Feith was highly critical of the role that Syria is playing in fueling the insurgency against Iraqi and coalition forces in Iraq. "Their role is unhelpful," he said. "We know that there are various activities important to the insurgents in Iraq that are occurring in Syria. There are people that have safe-havened there. There are people passing through Syria to join the insurgents [and] to supply them. And it's a bad thing."
One of the elements of prewar planning for which Feith has come under a barrage of criticism from US military commanders was his intention to train an exiled Iraqi military force to fight with the US during the March 2003 invasion. Feith continues to defend his recommendation.
"I did think it was important to do what we could to train up Iraqis as a security force in advance of our military operation. We saw lots of benefits of that – both with regard to the military operation itself and with regard to the post-major combat period. There were certain obvious benefits that trained Iraqis could bring, as people who know the language, who know the lay of the land who know the local culture, [and] work with our forces and help liberate their own country. And then afterward these would be people that we knew and whose views and whose leadership qualities we knew and who could help identify other Iraqis who could play a useful role in the building of a new Iraq.
"We saw lots of benefits in that effort," he continued. "We were hoping to get thousands of Iraqis trained before the war and as it turns out we were only able to train a few score and that was unfortunate. I think it would have been better if we had had thousands who were trained."

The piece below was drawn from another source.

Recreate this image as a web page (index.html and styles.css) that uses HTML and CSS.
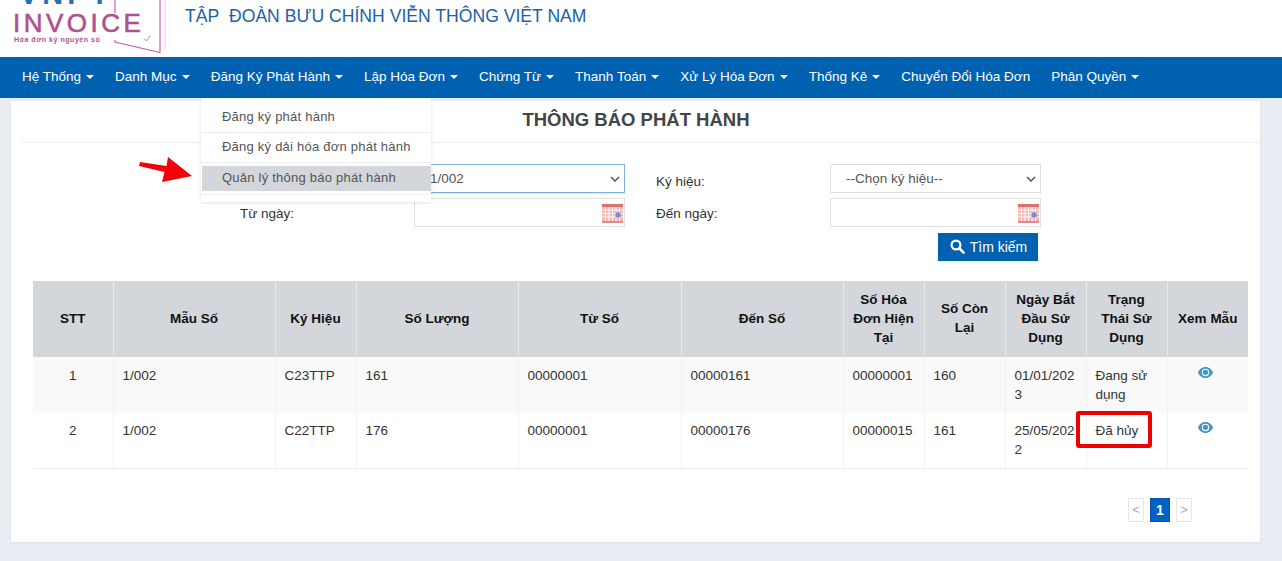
FILE: index.html
```html
<!DOCTYPE html>
<html lang="vi">
<head>
<meta charset="utf-8">
<title>Thông báo phát hành</title>
<link rel="stylesheet" href="styles.css">
</head>
<body>
<header class="top">
  <div class="logo">
    <div class="logo-vnpt">VNPT</div>
    <div class="logo-inv">INVOICE</div>
    <div class="logo-sub">Hóa đơn ký nguyên số</div>
    <svg class="logo-book" width="60" height="57" viewBox="0 0 60 57" fill="none">
      <path d="M7 0V13M7 40V42L52 52.500V0" stroke="#c9669f" stroke-width="1.200"/>
      <path d="M57 0V50" stroke="#ecc9de" stroke-width="1"/>
      <path d="M36 38.500l2.500 2.500 4-5.500" stroke="#7f9fc4" stroke-width="1"/>
    </svg>
  </div>
  <div class="org">TẬP&nbsp; ĐOÀN BƯU CHÍNH VIỄN THÔNG VIỆT NAM</div>
</header>
<nav class="nav">
  <a class="nav-item">Hệ Thống<i class="caret"></i></a>
  <a class="nav-item">Danh Mục<i class="caret"></i></a>
  <a class="nav-item">Đăng Ký Phát Hành<i class="caret"></i></a>
  <a class="nav-item">Lập Hóa Đơn<i class="caret"></i></a>
  <a class="nav-item">Chứng Từ<i class="caret"></i></a>
  <a class="nav-item">Thanh Toán<i class="caret"></i></a>
  <a class="nav-item">Xử Lý Hóa Đơn<i class="caret"></i></a>
  <a class="nav-item">Thống Kê<i class="caret"></i></a>
  <a class="nav-item">Chuyển Đổi Hóa Đơn</a>
  <a class="nav-item">Phân Quyền<i class="caret"></i></a>
</nav>
<ul class="menu">
  <li class="menu-item first">Đăng ký phát hành</li>
  <li class="menu-item second">Đăng ký dải hóa đơn phát hành</li>
  <li class="menu-item active">Quản lý thông báo phát hành</li>
</ul>
<svg class="arrow" width="56" height="30" viewBox="0 0 56 30">
  <path d="M1 5L27.500 9L29 0L53 19L23 25L25.500 15L0 9Z" fill="#f5000a"/>
</svg>
<main class="card">
  <h1 class="title">THÔNG BÁO PHÁT HÀNH</h1>
  <form class="filters">
    <span class="lbl"></span>
    <select class="ctl sel focus"><option>1/002</option></select>
    <label class="lbl lbl2 lbl-top">Ký hiệu:</label>
    <select class="ctl sel"><option>--Chọn ký hiệu--</option></select>
    <label class="lbl">Từ ngày:</label>
    <div class="ctl date"><svg width="21" height="20" viewBox="0 0 21 20"><use href="#cal"/></svg></div>
    <label class="lbl lbl2">Đến ngày:</label>
    <div class="ctl date"><svg width="21" height="20" viewBox="0 0 21 20"><use href="#cal"/></svg></div>
    <div class="actions">
      <button type="button" class="btn">
        <svg width="15" height="15" viewBox="0 0 15 15" fill="none"><circle cx="6" cy="6" r="4.400" stroke="#fff" stroke-width="2.200"/><path d="M9.500 9.500L13.600 13.600" stroke="#fff" stroke-width="2.600" stroke-linecap="round"/></svg>
        Tìm kiếm
      </button>
    </div>
  </form>
  <table class="grid">
    <colgroup>
      <col class="c0"><col class="c2"><col class="c1"><col class="c2"><col class="c3"><col class="c2"><col class="c1"><col class="c1"><col class="c1"><col class="c1"><col class="c1">
    </colgroup>
    <thead>
      <tr>
        <th>STT</th><th>Mẫu Số</th><th>Ký Hiệu</th><th>Số Lượng</th><th>Từ Số</th><th>Đến Số</th><th>Số Hóa Đơn Hiện Tại</th><th>Số Còn Lại</th><th>Ngày Bắt Đầu Sử Dụng</th><th>Trạng Thái Sử Dụng</th><th>Xem Mẫu</th>
      </tr>
    </thead>
    <tbody>
      <tr class="odd">
        <td class="ctr">1</td><td>1/002</td><td>C23TTP</td><td>161</td><td>00000001</td><td>00000161</td><td>00000001</td><td>160</td><td>01/01/2023</td><td>Đang sử dụng</td>
        <td class="ctr"><svg class="eye" width="15" height="11" viewBox="0 0 15 11"><use href="#eye"/></svg></td>
      </tr>
      <tr>
        <td class="ctr">2</td><td>1/002</td><td>C22TTP</td><td>176</td><td>00000001</td><td>00000176</td><td>00000015</td><td>161</td><td>25/05/2022</td><td class="mark-cell">Đã hủy<span class="mark"></span></td>
        <td class="ctr"><svg class="eye" width="15" height="11" viewBox="0 0 15 11"><use href="#eye"/></svg></td>
      </tr>
    </tbody>
  </table>
  <div class="pager">
    <span class="pg">&lt;</span><span class="pg on">1</span><span class="pg">&gt;</span>
  </div>
</main>
<svg class="defs" width="0" height="0">
  <symbol id="cal" viewBox="0 0 21 20">
    <rect x="0" y="1" width="21" height="19" fill="#f5b5b2"/>
    <rect x="0" y="1" width="21" height="3" fill="#d9716f"/>
    <rect x="0" y="18" width="21" height="2" fill="#e58a88"/>
    <path d="M0 7H21M0 10.500H21M0 14H21M3.500 4V18M7 4V18M10.500 4V18M14 4V18M17.500 4V18" stroke="#fff" stroke-width="1"/>
    <rect x="13.500" y="9.500" width="5" height="5" fill="#6c8fdc"/>
  </symbol>
  <symbol id="eye" viewBox="0 0 15 11">
    <path fill-rule="evenodd" d="M7.500 0C11 0 13.800 2.400 15 5.500C13.800 8.600 11 11 7.500 11C4 11 1.200 8.600 0 5.500C1.200 2.400 4 0 7.500 0ZM7.500 1.800A3.700 3.700 0 1 0 7.500 9.200A3.700 3.700 0 1 0 7.500 1.800Z" fill="#4596c8"/>
    <circle cx="7.500" cy="5.300" r="2.600" fill="#4596c8"/>
  </symbol>
</svg>
</body>
</html>
```
FILE: styles.css
```css
* { box-sizing: border-box; }
html, body { margin: 0; height: 561px; overflow: hidden; }
body {
  position: relative;
  background: #e9edf3;
  font-family: "Liberation Sans", Arial, sans-serif;
  font-size: 13.500px;
  color: #333;
}
.top {
  height: 57px;
  background: #fff;
  display: flex;
  overflow: hidden;
}
.logo {
  position: relative;
  width: 185px;
  flex: none;
}
.logo-vnpt {
  position: absolute;
  left: 19px;
  top: -22px;
  font-size: 29px;
  font-weight: 700;
  letter-spacing: 4px;
  color: #2a6fb0;
}
.logo-inv {
  position: absolute;
  left: 13px;
  top: 12px;
  font-size: 26px;
  line-height: 23px;
  letter-spacing: 3.500px;
  color: #b0508f;
  -webkit-text-stroke: 0.6px #b0508f;
}
.logo-sub {
  position: absolute;
  left: 14px;
  top: 35px;
  font-size: 7px;
  line-height: 9px;
  font-weight: 700;
  letter-spacing: .55px;
  color: #b0508f;
}
.logo-book {
  position: absolute;
  left: 108px;
  top: 0;
}
.org {
  padding-top: 6px;
  font-size: 17.600px;
  line-height: 21px;
  color: #1a62a8;
}
.nav {
  height: 41px;
  background: #0061b1;
  padding: 0 0 1px 11.500px;
  display: flex;
  align-items: center;
}
.nav-item {
  padding: 0 10.520px;
  color: #fff;
  white-space: nowrap;
  line-height: 40px;
}
.caret {
  display: inline-block;
  width: 0;
  height: 0;
  margin-left: 5px;
  vertical-align: middle;
  border-top: 4px solid #fff;
  border-left: 4px solid transparent;
  border-right: 4px solid transparent;
}
.menu {
  position: absolute;
  z-index: 3;
  left: 201px;
  top: 98px;
  width: 230px;
  height: 104px;
  margin: 0;
  padding: 4px 0 0;
  list-style: none;
  background: #fff;
  box-shadow: 0 1px 3px rgba(0, 0, 0, .12);
  color: #555;
  font-size: 13px;
  letter-spacing: .23px;
  white-space: nowrap;
}
.menu-item {
  padding: 0 21px;
  border-bottom: 1px solid #eee;
}
.first { height: 31px; line-height: 29px; }
.second { height: 30px; line-height: 27px; }
.menu-item.active {
  margin: 3px 0 0 1px;
  height: 25px;
  padding-left: 20px;
  line-height: 23px;
  background: #d3d7db;
  border: 0;
  box-shadow: 0 3px 0 #fff, 0 4px 0 #eee;
}
.arrow {
  position: absolute;
  z-index: 4;
  left: 139px;
  top: 157px;
}
.card {
  margin: 3px 22px 0 11px;
  height: 441px;
  background: #fff;
  box-shadow: 0 1px 2px rgba(0, 0, 0, .08);
  padding: 0 10px 0 22px;
}
.title {
  margin: 0 -10px 0 -11px;
  height: 42px;
  font-size: 18.500px;
  line-height: 38px;
  text-align: center;
  color: #444;
  border-bottom: 1px solid #eee;
  padding-right: 10px;
}
.filters {
  display: grid;
  grid-template-columns: 174px 211px 31px 174px 211px;
  grid-auto-rows: 29px;
  row-gap: 5px;
  margin: 21px 0 0 207px;
  width: 801px;
  align-items: center;
}
.lbl { padding-top: 2px; }
.lbl-top { padding-top: 5px; }
.lbl2 { grid-column: 4; }
.ctl {
  height: 29px;
  border: 1px solid #dfdfdf;
  background: #fff;
  font: inherit;
  color: #555;
}
.sel {
  appearance: none;
  padding-left: 15px;
  background: #fff url("data:image/svg+xml,%3Csvg xmlns='http://www.w3.org/2000/svg' width='10' height='6'%3E%3Cpath d='M1 1l4 4 4-4' fill='none' stroke='%23555' stroke-width='1.500'/%3E%3C/svg%3E") no-repeat right 4px center;
}
.focus {
  border-color: #7fb2d4;
  box-shadow: 0 1px 1px rgba(0, 97, 177, .15);
}
.date {
  display: flex;
  justify-content: flex-end;
  padding-right: 1px;
  align-items: center;
}
.actions {
  grid-column: 4 / 6;
  display: flex;
  justify-content: flex-end;
  padding-right: 3px;
  height: 28px;
}
.btn {
  width: 100px;
  height: 28px;
  border: 0;
  padding: 0 0 0 1px;
  background: #0061b1;
  color: #fff;
  font: inherit;
  font-size: 14px;
  display: flex;
  align-items: center;
  justify-content: center;
  gap: 5px;
}
.grid {
  width: 1215px;
  margin-top: 20px;
  table-layout: fixed;
  border-collapse: collapse;
}
.c0 { width: 80px; }
.c1 { width: 81px; }
.c2 { width: 162px; }
.c3 { width: 163px; }
.grid th {
  height: 76px;
  padding: 0 8px 2px;
  background: #d3d7db;
  color: #111;
  line-height: 19px;
  text-align: center;
  vertical-align: middle;
  border-left: 1px solid #e8e8e8;
}
.grid th:first-child { border-left: 0; }
.grid td {
  height: 55.500px;
  padding: 8px 9px;
  vertical-align: top;
  line-height: 19px;
  word-break: break-all;
  border-left: 1px solid #f2f2f2;
  border-bottom: 1px solid #eee;
}
.grid td:nth-child(10) { word-break: normal; }
.grid td:first-child { border-left: 0; }
.grid .odd td { background: #f9f9f9; border-bottom: 0; padding-top: 9px; }
.grid td.ctr { text-align: center; }
.eye { display: inline-block; vertical-align: top; margin: 1px 0 0 -5px; }
.mark-cell { position: relative; }
.mark {
  position: absolute;
  left: -11px;
  top: -2px;
  width: 76px;
  height: 37px;
  border: 4px solid #f00000;
  border-radius: 3px;
}
.pager {
  display: flex;
  justify-content: flex-end;
  gap: 6px;
  margin-top: 29px;
  padding-right: 58px;
}
.pg {
  width: 16px;
  height: 24px;
  border: 1px solid #e6e6e6;
  color: #aaa;
  font-size: 13px;
  line-height: 22px;
  text-align: center;
}
.pg.on {
  width: 20px;
  background: #0061c4;
  border-color: #0a4fa8;
  color: #fff;
  font-weight: 700;
  font-size: 14px;
}
.defs { position: absolute; }
```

While Feith indicated that the US was doing nothing at present to encourage the Iraqis to end their enmity toward Israel, he dismissed the possibility of the post-Saddam Iraq going to war against it.
"If all goes well, the Iraqis are going to have a country that's going to have a representative government and will be at peace with its neighbors and in the region," said Feith. "And if that happens, the whole Middle East will be better off."